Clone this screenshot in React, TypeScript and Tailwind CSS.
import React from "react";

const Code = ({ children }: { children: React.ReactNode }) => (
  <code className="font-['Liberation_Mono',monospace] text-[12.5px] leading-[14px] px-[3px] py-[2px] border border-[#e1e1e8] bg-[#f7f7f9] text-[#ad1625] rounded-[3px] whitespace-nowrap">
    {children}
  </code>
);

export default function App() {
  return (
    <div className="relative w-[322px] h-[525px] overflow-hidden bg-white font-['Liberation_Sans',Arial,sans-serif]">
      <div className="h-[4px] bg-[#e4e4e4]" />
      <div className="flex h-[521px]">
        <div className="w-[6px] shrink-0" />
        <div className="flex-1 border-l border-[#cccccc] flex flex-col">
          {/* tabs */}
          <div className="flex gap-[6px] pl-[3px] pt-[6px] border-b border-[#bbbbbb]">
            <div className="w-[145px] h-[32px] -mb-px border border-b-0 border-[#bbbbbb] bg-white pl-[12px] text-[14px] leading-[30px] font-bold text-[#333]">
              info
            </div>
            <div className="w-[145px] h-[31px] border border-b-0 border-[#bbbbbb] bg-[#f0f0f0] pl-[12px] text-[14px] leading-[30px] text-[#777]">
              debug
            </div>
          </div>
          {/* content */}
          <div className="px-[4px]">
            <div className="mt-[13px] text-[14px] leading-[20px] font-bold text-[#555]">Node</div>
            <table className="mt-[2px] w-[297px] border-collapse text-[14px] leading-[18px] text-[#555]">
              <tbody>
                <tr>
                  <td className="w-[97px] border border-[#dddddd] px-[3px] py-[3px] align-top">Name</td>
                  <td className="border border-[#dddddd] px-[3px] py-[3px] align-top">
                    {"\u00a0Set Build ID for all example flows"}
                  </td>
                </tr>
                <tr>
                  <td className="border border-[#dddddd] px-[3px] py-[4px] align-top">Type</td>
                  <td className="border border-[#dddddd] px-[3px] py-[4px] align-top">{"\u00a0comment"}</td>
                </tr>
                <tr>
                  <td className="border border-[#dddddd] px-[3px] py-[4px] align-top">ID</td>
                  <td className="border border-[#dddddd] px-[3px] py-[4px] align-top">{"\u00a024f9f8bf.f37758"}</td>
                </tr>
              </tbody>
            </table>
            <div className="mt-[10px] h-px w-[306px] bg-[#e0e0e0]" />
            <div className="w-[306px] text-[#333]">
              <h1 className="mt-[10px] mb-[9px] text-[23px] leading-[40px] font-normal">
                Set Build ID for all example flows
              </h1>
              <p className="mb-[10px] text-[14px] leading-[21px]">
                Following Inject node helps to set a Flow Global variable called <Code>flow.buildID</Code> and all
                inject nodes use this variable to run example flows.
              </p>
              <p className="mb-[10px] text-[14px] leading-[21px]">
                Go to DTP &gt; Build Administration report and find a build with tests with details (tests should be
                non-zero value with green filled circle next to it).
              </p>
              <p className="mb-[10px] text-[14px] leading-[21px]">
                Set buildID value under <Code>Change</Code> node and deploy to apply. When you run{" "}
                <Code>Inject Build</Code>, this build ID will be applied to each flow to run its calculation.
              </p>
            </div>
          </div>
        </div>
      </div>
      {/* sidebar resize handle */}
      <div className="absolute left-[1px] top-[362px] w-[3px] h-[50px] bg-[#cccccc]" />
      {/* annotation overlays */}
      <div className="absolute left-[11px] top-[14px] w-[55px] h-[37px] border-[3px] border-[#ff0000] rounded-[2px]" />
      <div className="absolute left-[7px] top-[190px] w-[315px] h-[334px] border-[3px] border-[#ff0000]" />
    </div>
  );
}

-.-.-

_WHAT YOU HAVE TO DO_: Find every line that has "this" in it, then return those lines.

_PROBLEM SOLUTION_:
Clone this screenshot in React, TypeScript and Tailwind CSS.
                inject nodes use this variable to run example flows.
                <Code>Inject Build</Code>, this build ID will be applied to each flow to run its calculation.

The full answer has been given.